Figure 2: Stratifying cancer therapy with molecular profiling and informatic workflows., accessed January 26, 2020.

New Approaches Needed

Currently, if a researcher wants to utilize NGS data, there are two primary options: either the computational infrastructure and analytic solutions are developed internally or the analysis is outsourced to a third party vendor. On one hand, developing infrastructure and analytics internally is expensive, time consuming, requires specialized talent, and is not guaranteed to succeed. Internal solutions may also require ongoing software developer and engineering support to ensure solutions remain performant, secure and updated.

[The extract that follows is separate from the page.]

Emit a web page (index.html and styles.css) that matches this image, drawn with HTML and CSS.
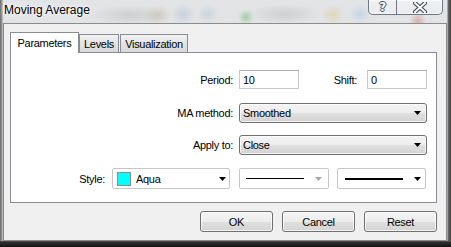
FILE: index.html
```html
<!DOCTYPE html>
<html>
  <head>
    <title>Moving Average</title>
    <link rel="stylesheet" href="styles.css">
  </head>
  <body>
    <div class="window">
      <div class="titlebar">
        <span class="title">Moving Average</span>
        <div class="caption-buttons">
          <span class="cap-btn cap-help">?</span>
          <span class="cap-btn cap-close">
            <svg width="14" height="11" viewBox="0 0 14 11">
              <path d="M2 1 L12 10 M12 1 L2 10" stroke="#3b4452" stroke-width="4" stroke-linecap="square" fill="none"/>
              <path d="M2 1 L12 10 M12 1 L2 10" stroke="#ffffff" stroke-width="2" stroke-linecap="square" fill="none"/>
            </svg>
          </span>
        </div>
      </div>

      <div class="client">
        <!-- вкладки -->
        <div class="tabs">
          <span class="tab tab-active">Parameters</span>
          <span class="tab tab-levels">Levels</span>
          <span class="tab tab-visual">Visualization</span>
        </div>

        <div class="pane">
          <div class="row row-period">
            <span class="lbl lbl-main">Period:</span>
            <span class="edit">10</span>
            <span class="lbl lbl-shift">Shift:</span>
            <span class="edit">0</span>
          </div>
          <div class="row row-method">
            <span class="lbl lbl-main">MA method:</span>
            <span class="select">
              <span class="select-text">Smoothed</span>
              <svg class="arrow" width="7" height="4" viewBox="0 0 7 4"><polygon points="0,0 7,0 3.5,4" fill="#000"/></svg>
            </span>
          </div>
          <div class="row row-apply">
            <span class="lbl lbl-main">Apply to:</span>
            <span class="select">
              <span class="select-text">Close</span>
              <svg class="arrow" width="7" height="4" viewBox="0 0 7 4"><polygon points="0,0 7,0 3.5,4" fill="#000"/></svg>
            </span>
          </div>
          <div class="row row-style">
            <span class="lbl lbl-style">Style:</span>
            <span class="combo combo-color">
              <span class="swatch"></span>
              <span class="combo-text">Aqua</span>
              <svg class="arrow" width="7" height="4" viewBox="0 0 7 4"><polygon points="0,0 7,0 3.5,4" fill="#000"/></svg>
            </span>
            <span class="combo combo-line">
              <span class="line line-thin"></span>
              <svg class="arrow" width="7" height="4" viewBox="0 0 7 4"><polygon points="0,0 7,0 3.5,4" fill="#a7a7a7"/></svg>
            </span>
            <span class="combo combo-width">
              <span class="line line-thick"></span>
              <svg class="arrow" width="7" height="4" viewBox="0 0 7 4"><polygon points="0,0 7,0 3.5,4" fill="#000"/></svg>
            </span>
          </div>
        </div>

        <div class="buttons">
          <span class="btn">OK</span>
          <span class="btn">Cancel</span>
          <span class="btn">Reset</span>
        </div>
      </div>
    </div>
  </body>
</html>
```

FILE: styles.css
```css
/* сброс */
* {
  box-sizing: border-box;
  margin: 0;
  padding: 0;
}

body {
  width: 451px;
  height: 247px;
  overflow: hidden;
  font-family: "Liberation Sans", Arial, sans-serif;
  font-size: 11px;
  letter-spacing: -0.3px;
  color: #000;
}

/* окно со стеклянной рамкой */
.window {
  width: 451px;
  height: 247px;
  display: flex;
  flex-direction: column;
  background:
    linear-gradient(to top, #151515 0, #303030 5px, #5a5a5a 6px, transparent 6px),
    linear-gradient(to left, #3c3c3c 0, #6e6e6e 3px, transparent 4px),
    linear-gradient(to right, #6a6a6a 0, #9a9a9a 2px, #d0d0d0 3px, transparent 3px),
    radial-gradient(ellipse 40px 10px at 130px 15px, rgba(160, 160, 160, 0.3), transparent),
    radial-gradient(ellipse 14px 10px at 158px 15px, rgba(185, 170, 130, 0.35), transparent),
    radial-gradient(ellipse 12px 10px at 183px 14px, rgba(150, 175, 205, 0.35), transparent),
    radial-gradient(ellipse 10px 10px at 208px 14px, rgba(160, 180, 205, 0.3), transparent),
    radial-gradient(ellipse 8px 8px at 246px 17px, rgba(90, 180, 90, 0.45), transparent),
    radial-gradient(ellipse 36px 10px at 285px 14px, rgba(160, 160, 160, 0.3), transparent),
    radial-gradient(ellipse 12px 10px at 333px 15px, rgba(220, 195, 130, 0.4), transparent),
    radial-gradient(ellipse 10px 10px at 360px 14px, rgba(160, 195, 225, 0.4), transparent),
    radial-gradient(ellipse 8px 8px at 418px 21px, rgba(200, 110, 90, 0.45), transparent),
    linear-gradient(#e2e4e6, #d6d9dc);
}

.titlebar {
  height: 23px;
  display: flex;
  justify-content: space-between;
  align-items: flex-start;
  flex-shrink: 0;
}

.title {
  padding: 3px 0 0 4px;
  font-size: 12px;
  line-height: 15px;
  letter-spacing: 0;
  text-shadow: 0 0 6px #fff, 0 0 3px #fff;
}

.caption-buttons {
  display: flex;
  margin-right: 8px;
  height: 15px;
  border: 1px solid #6d7682;
  border-top: none;
  border-radius: 0 0 5px 5px;
  background: linear-gradient(rgba(255, 255, 255, 0.45), rgba(235, 238, 242, 0.75));
  box-shadow: inset 0 0 0 1px rgba(255, 255, 255, 0.6);
}

.cap-btn {
  display: flex;
  align-items: center;
  justify-content: center;
  height: 14px;
}

.cap-help {
  width: 28px;
  border-right: 1px solid #6d7682;
  font-family: "DejaVu Sans", sans-serif;
  font-weight: bold;
  font-size: 12px;
  color: #fff;
  text-shadow: 1px 0 0 #3b4452, -1px 0 0 #3b4452, 0 1px 0 #3b4452, 0 -1px 0 #3b4452;
}

.cap-close {
  width: 45px;
}

/* клиентская область */
.client {
  margin: 0 4px 0 3px;
  height: 218px;
  border: 1px solid #8c8c8c;
  background-color: #f0f0f0;
  padding: 8px 9px 0 6px;
  display: flex;
  flex-direction: column;
}

.tabs {
  display: flex;
  align-items: flex-end;
  height: 20px;
}

.tab {
  height: 18px;
  border: 1px solid #898c95;
  border-bottom: none;
  background: linear-gradient(#f2f2f2, #e3e3e3 50%, #d9d9d9);
  display: flex;
  align-items: center;
  justify-content: center;
  padding-top: 1px;
}

.tab-active {
  position: relative;
  z-index: 1;
  width: 69px;
  height: 21px;
  margin-bottom: -1px;
  background: #fff;
  padding-bottom: 2px;
}

.tab-levels {
  width: 40px;
}

.tab-visual {
  width: 68px;
  margin-left: 1px;
}

.pane {
  height: 151px;
  border: 1px solid #898c95;
  background-color: #fff;
  padding-top: 17px;
}

.row {
  display: flex;
  align-items: center;
}

.row-period {
  height: 19px;
}

.row-method {
  height: 20px;
  margin-top: 14px;
}

.row-apply {
  height: 20px;
  margin-top: 12px;
}

.row-style {
  height: 21px;
  margin-top: 13px;
}

.lbl {
  text-align: right;
}

.lbl-main {
  width: 222px;
  margin-right: 6px;
}

.lbl-shift {
  width: 58px;
  margin-right: 10px;
}

.lbl-style {
  width: 94px;
  margin-right: 7px;
}

.edit {
  width: 60px;
  height: 19px;
  border: 1px solid #c5cad0;
  border-top-color: #abadb3;
  padding: 2px 0 0 3px;
  line-height: 14px;
}

.select {
  width: 188px;
  height: 20px;
  border: 1px solid #707070;
  border-radius: 3px;
  background: linear-gradient(#f4f4f4, #ededed 50%, #e0e0e0 50%, #d3d3d3);
  box-shadow: inset 0 0 0 1px rgba(255, 255, 255, 0.7);
  display: flex;
  align-items: center;
  justify-content: space-between;
  padding: 0 5px 0 3px;
}

.combo {
  height: 21px;
  border: 1px solid #c3c6cb;
  border-radius: 2px;
  background-color: #fff;
  display: flex;
  align-items: center;
}

.combo-color {
  width: 118px;
  padding: 0 3px 0 4px;
  margin-right: 9px;
}

.swatch {
  width: 14px;
  height: 14px;
  border: 1px solid #8d8d8d;
  background-color: #00ffff;
  margin-right: 5px;
}

.combo-text {
  flex: 1;
}

.combo-line {
  width: 90px;
  padding: 0 6px 0 6px;
  margin-right: 8px;
}

.combo-width {
  width: 89px;
  padding: 0 4px 0 7px;
}

.line {
  flex: 1;
  margin-right: 11px;
  background-color: #000;
}

.line-thin {
  height: 1px;
}

.line-thick {
  height: 2px;
  margin-right: 11px;
}

/* кнопки внизу */
.buttons {
  display: flex;
  justify-content: flex-end;
  gap: 9px;
  margin-top: 8px;
}

.btn {
  width: 73px;
  height: 21px;
  border: 1px solid #707070;
  border-radius: 3px;
  background: linear-gradient(#f4f4f4, #ededed 50%, #e0e0e0 50%, #d3d3d3);
  box-shadow: inset 0 0 0 1px rgba(255, 255, 255, 0.75);
  display: flex;
  align-items: center;
  justify-content: center;
}
```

On the other hand, if researchers outsource their analytic solutions, they lose control of the analysis methods and the timelines required to complete the job. Outsourced solutions are completely dependent on the outsourcing company’s bandwidth and often turnaround times exceed multiple weeks. Additionally, a premium is placed on outsourced analytic services driving up price because there is limited competition in the space. Neither of today’s solutions democratizes access to the data and analytics in a way that can be leveraged industry-wide.

A new solution is needed and should take the form of a platform that spontaneously provisions and configures the necessary infrastructure. Ideally it would serve up solutions to users in a UI designed to be used by both informatics specialists and working biologists. Further, this on-demand infrastructure should be task optimized, reproducibly designed, and user-controlled. It’s a new model to put the power and control in the hands of the masses so ‘personalized medicine’ can be realized and not depend on a handful of specialists that are already overwhelmed.

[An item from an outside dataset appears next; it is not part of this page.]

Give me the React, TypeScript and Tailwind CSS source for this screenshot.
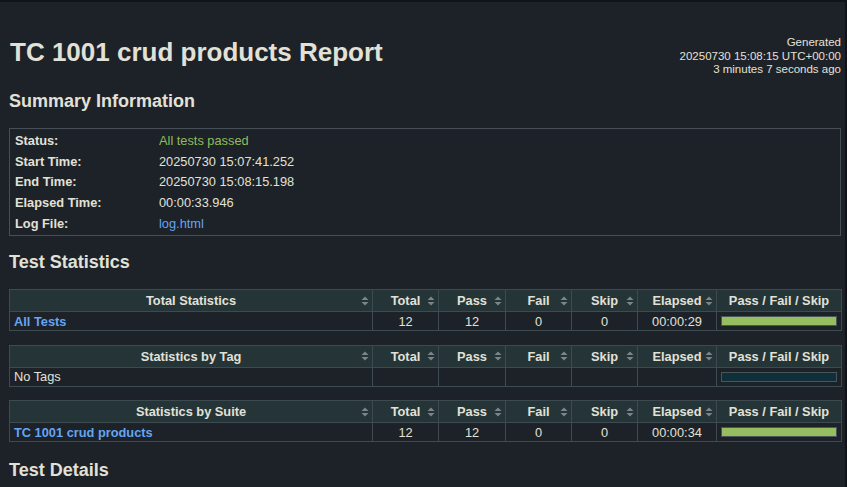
import React from "react";

const SortIcon = () => (
  <svg width="8" height="10" viewBox="0 0 8 10" className="absolute right-[3px] top-1/2 -translate-y-1/2">
    <polygon points="4,0.5 7.5,4 0.5,4" fill="#7c8589" />
    <polygon points="0.5,6 7.5,6 4,9.5" fill="#7c8589" />
  </svg>
);

type Row = {
  name: string;
  link: boolean;
  total: string;
  pass: string;
  fail: string;
  skip: string;
  elapsed: string;
  bar: "pass" | "empty";
};

const StatTable = ({ title, row }: { title: string; row: Row }) => {
  const th = "relative h-[22px] border border-[#3d4a50] bg-[#253537] text-center font-bold text-[#e2e1d7] p-0 leading-[15px]";
  const td = "h-[19px] border border-[#3d4a50] text-center p-0 leading-[15px]";
  return (
    <table className="table-fixed border-collapse w-[832px]">
      <colgroup>
        <col className="w-[363px]" />
        <col className="w-[66px]" />
        <col className="w-[67px]" />
        <col className="w-[66px]" />
        <col className="w-[66px]" />
        <col className="w-[79px]" />
        <col className="w-[125px]" />
      </colgroup>
      <thead>
        <tr>
          <th className={th}>
            {title}
            <SortIcon />
          </th>
          <th className={th}>
            Total
            <SortIcon />
          </th>
          <th className={th}>
            Pass
            <SortIcon />
          </th>
          <th className={th}>
            Fail
            <SortIcon />
          </th>
          <th className={th}>
            Skip
            <SortIcon />
          </th>
          <th className={th}>
            Elapsed
            <SortIcon />
          </th>
          <th className={th}>Pass / Fail / Skip</th>
        </tr>
      </thead>
      <tbody>
        <tr>
          <td className={`${td} text-left pl-[4px] ${row.link ? "font-bold text-[#63a6f2]" : "text-[#e2e1d7]"}`}>{row.name}</td>
          <td className={td}>{row.total}</td>
          <td className={td}>{row.pass}</td>
          <td className={td}>{row.fail}</td>
          <td className={td}>{row.skip}</td>
          <td className={td}>{row.elapsed}</td>
          <td className={`${td} px-[4px]`}>
            <div
              className={`h-[10px] w-full border border-[#4a5559] ${row.bar === "pass" ? "bg-[#97bd61]" : "bg-[#0f2f3a]"}`}
            />
          </td>
        </tr>
      </tbody>
    </table>
  );
};

export default function App() {
  return (
    <div
      className="w-[847px] h-[487px] overflow-hidden bg-[#1d2128] text-[#e2e1d7] border-t-2 border-r-2 border-[#101317] text-[12.8px]"
      style={{ fontFamily: '"Liberation Sans", Arial, Helvetica, sans-serif' }}
    >
      <div className="pl-[9px] pr-[4px]">
        <div className="flex justify-between items-start">
          <h1 className="mt-[35px] text-[26px] font-bold leading-[30px] pl-[1px]">TC 1001 crud products Report</h1>
          <div className="mt-[34px] text-right text-[11.5px] leading-[13.5px]">
            <div>Generated</div>
            <div>20250730 15:08:15 UTC+00:00</div>
            <div>3 minutes 7 seconds ago</div>
          </div>
        </div>

        <h2 className="mt-[13px] text-[18px] font-bold leading-[22px]">Summary Information</h2>

        <div className="mt-[16px] w-[832px] border border-[#454f55] py-[2px] pl-[5px]">
          {[
            ["Status:", "All tests passed", "text-[#8fbd5a]"],
            ["Start Time:", "20250730 15:07:41.252", ""],
            ["End Time:", "20250730 15:08:15.198", ""],
            ["Elapsed Time:", "00:00:33.946", ""],
            ["Log File:", "log.html", "text-[#63a6f2]"],
          ].map(([k, v, c]) => (
            <div key={k} className="flex h-[20.6px] items-center">
              <div className="w-[144px] font-bold">{k}</div>
              <div className={c}>{v}</div>
            </div>
          ))}
        </div>

        <h2 className="mt-[15px] text-[18px] font-bold leading-[22px]">Test Statistics</h2>

        <div className="mt-[16px] flex flex-col gap-[13.5px]">
          <StatTable
            title="Total Statistics"
            row={{ name: "All Tests", link: true, total: "12", pass: "12", fail: "0", skip: "0", elapsed: "00:00:29", bar: "pass" }}
          />
          <StatTable
            title="Statistics by Tag"
            row={{ name: "No Tags", link: false, total: "", pass: "", fail: "", skip: "", elapsed: "", bar: "empty" }}
          />
          <StatTable
            title="Statistics by Suite"
            row={{ name: "TC 1001 crud products", link: true, total: "12", pass: "12", fail: "0", skip: "0", elapsed: "00:00:34", bar: "pass" }}
          />
        </div>

        <h2 className="mt-[17px] text-[18px] font-bold leading-[22px]">Test Details</h2>
      </div>
    </div>
  );
}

A Computational Framework for Analytic Standardization

A computational infrastructure built for broad life sciences data analysis must reliably handle the comparison between varied approaches and enable the development of standards. This is particularly important given that rapid pace of technology development. Without extensible infrastructure that can handle diverse workflows, identify best solutions, and standardize each step for larger teams, researchers are just laying down ground fire over and over, never locking onto an intended target.

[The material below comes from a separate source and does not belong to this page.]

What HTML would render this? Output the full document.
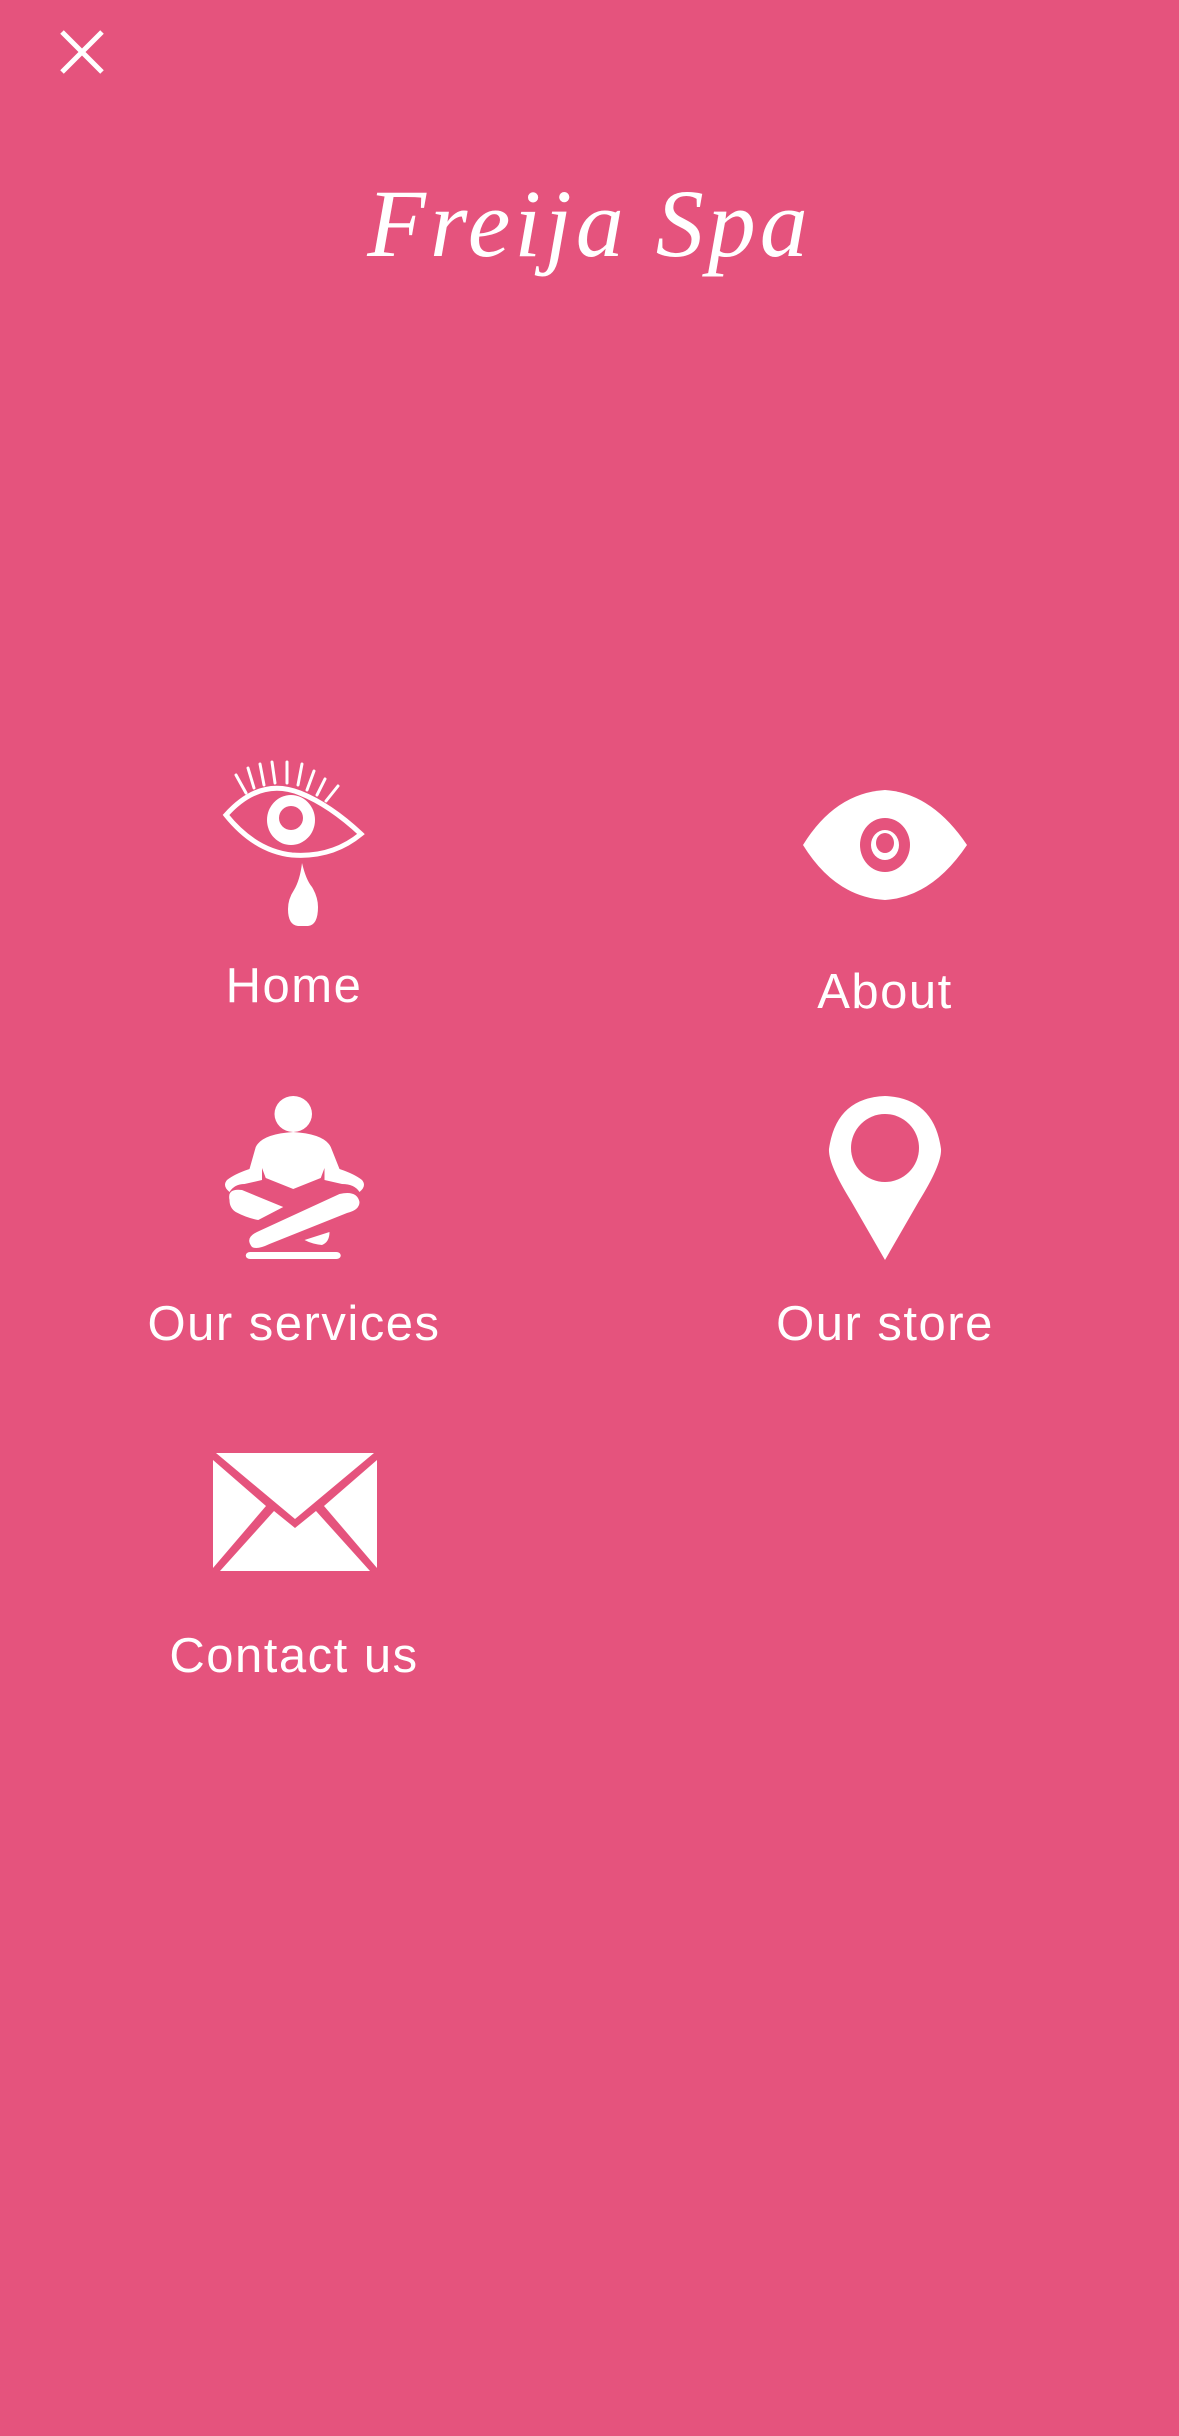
<!DOCTYPE html>
<html><head><meta charset="utf-8"><style>
html,body{margin:0;padding:0}
body{width:1179px;height:2436px;background:#E5537D;position:relative;overflow:hidden;font-family:"Liberation Sans",sans-serif;color:#fff}
.t{position:absolute;font-size:49px;letter-spacing:1.5px;line-height:1;white-space:nowrap;transform:translateX(-50%)}
svg{position:absolute}
</style></head><body>
<svg style="left:58px;top:28px" width="48" height="48" viewBox="0 0 48 48"><path d="M4 4L44 44M44 4L4 44" stroke="#fff" stroke-width="5"/></svg>
<div style="position:absolute;left:0;width:1179px;top:168px;text-align:center;font-family:'Liberation Serif',serif;font-style:italic;font-size:96px;font-weight:normal;letter-spacing:4px;">Freija Spa</div>

<!-- Home eye -->
<svg style="left:220px;top:755px" width="150" height="175" viewBox="0 0 150 175">
<g stroke="#fff" stroke-width="3" stroke-linecap="round" fill="none">
<path d="M16 20L26 38M28 13L34 33M40 9L44 30M52 7L55 28M67 7L67 28M82 9L78 30M94 16L87 35M105 24L97 40M118 31L106 46"/>
<path d="M6 60Q40 22 80 38Q110 50 141 79Q112 103 72 100Q35 96 6 60Z" stroke-width="5"/>
</g>
<ellipse cx="71" cy="65" rx="24" ry="25" fill="#fff"/><ellipse cx="71" cy="63" rx="12" ry="12" fill="#E5537D"/>
<path d="M82 108Q86 125 92 132Q98 142 98 152Q98 170 88 171L78 171Q68 170 68 154Q68 144 74 135Q80 125 82 108Z" fill="#fff"/>
</svg>
<div class="t" style="left:294px;top:962px">Home</div>

<!-- About eye -->
<svg style="left:800px;top:785px" width="170" height="120" viewBox="0 0 170 120">
<path d="M3 60Q35 8 85 5Q132 8 167 60Q132 112 85 115Q35 112 3 60Z" fill="#fff"/>
<ellipse cx="85" cy="60" rx="25" ry="27" fill="#E5537D"/>
<ellipse cx="85" cy="60" rx="14" ry="15" fill="#fff"/>
<ellipse cx="85" cy="58" rx="9" ry="10" fill="#E5537D"/>
</svg>
<div class="t" style="left:885px;top:968px">About</div>

<!-- Meditation -->
<svg style="left:220px;top:1092px" width="150" height="172" viewBox="0 0 150 172">
<g transform="translate(-18,0) scale(1.25,1)">
<ellipse cx="73" cy="22" rx="15" ry="18" fill="#fff"/>
<path d="M43 55Q48 42 73 40Q98 42 103 55L110 77Q122 82 128 88Q132 94 126 100Q122 92 112 92L98 88L98 76L95 86L73 97L51 86L48 76L48 88L34 92Q26 92 22 100Q16 94 20 88Q26 82 38 77Z" fill="#fff"/>
<path d="M22 108Q20 96 32 98L65 115L45 128Q36 126 27 120Q22 116 22 108Z" fill="#fff"/>
<path d="M40 155Q34 146 44 140L110 102Q124 98 126 110Q126 118 116 121L54 152Q44 158 40 155Z" fill="#fff"/>
<path d="M82 148L102 140Q102 150 96 153Q88 152 82 148Z" fill="#fff"/>
<rect x="35" y="160" width="76" height="7" rx="3.5" fill="#fff"/>
</g>
</svg>
<div class="t" style="left:294px;top:1300px">Our services</div>

<!-- Pin -->
<svg style="left:826px;top:1094px" width="118" height="170" viewBox="0 0 118 170">
<path d="M59 2Q10 4 3 55Q2 70 25 107L59 166L93 107Q116 70 115 55Q108 4 59 2Z" fill="#fff"/>
<ellipse cx="59" cy="54" rx="34" ry="34" fill="#E5537D"/>
</svg>
<div class="t" style="left:885px;top:1300px">Our store</div>

<!-- Envelope -->
<svg style="left:210px;top:1450px" width="170" height="124" viewBox="0 0 170 124">
<path d="M6 3L164 3L85 69Z" fill="#fff"/>
<path d="M3 10L3 118L56 56Z" fill="#fff"/>
<path d="M167 10L167 118L114 56Z" fill="#fff"/>
<path d="M10 121L64 61L85 78L106 61L160 121Z" fill="#fff"/>
</svg>
<div class="t" style="left:294px;top:1632px">Contact us</div>
</body></html>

The Catalytic Enterprise Platform was built to address these exact problems. Research data is easily connected through data lakes or popular ECM solutions so that exposure to analytics services happens with a few simple clicks. Comprehensive bioinformatic workflows from raw data ingestion to report generation, including figures and tables, are developed and published with an easy to navigate user-interface designed to be executed by specialists and generalists alike. The Catalytic scientific team continuously measures and benchmarks novel analytic solutions to help researchers make more informed decisions about data analysis choices. Data analysis pipelines on the Catalytic Platform are designed for easy customization and will accommodate specialized cases. Parameter settings and filter options for each workflow can be exposed to the specialist enabling granular tuning of the pipeline. Once pipeline settings are established by a specialist or by Catalytic’s Data Science team, the customized workflows can be locked and shared with team members and collaborators. Importantly, all bioinformatic solutions on the Catalytic Platform are optimized for efficiency, parallelized for scale and secured for privacy. The result is that not only can the masses execute NGS data analysis projects, but they can do so confidently and at a scale that will accelerate our progress toward a personalized medicine future.

As the industry capitalizes on Big Data for health therapeutic and life science applications, Catalytic is here to provide standardized and validated analytic solutions. Our team of computational biologists, data scientists and software development engineers have built a new type of computational infrastructure that is controlled by the very researchers that are tasked with data analysis workflows. Our team is available to help compare available bioinformatic solutions, discuss best practices and assist every step of the way until all researchers are running customized workflows on the Catalytic Platform. Our mission is to remove the analytic bottlenecks that currently restrict democratized use of NGS technology.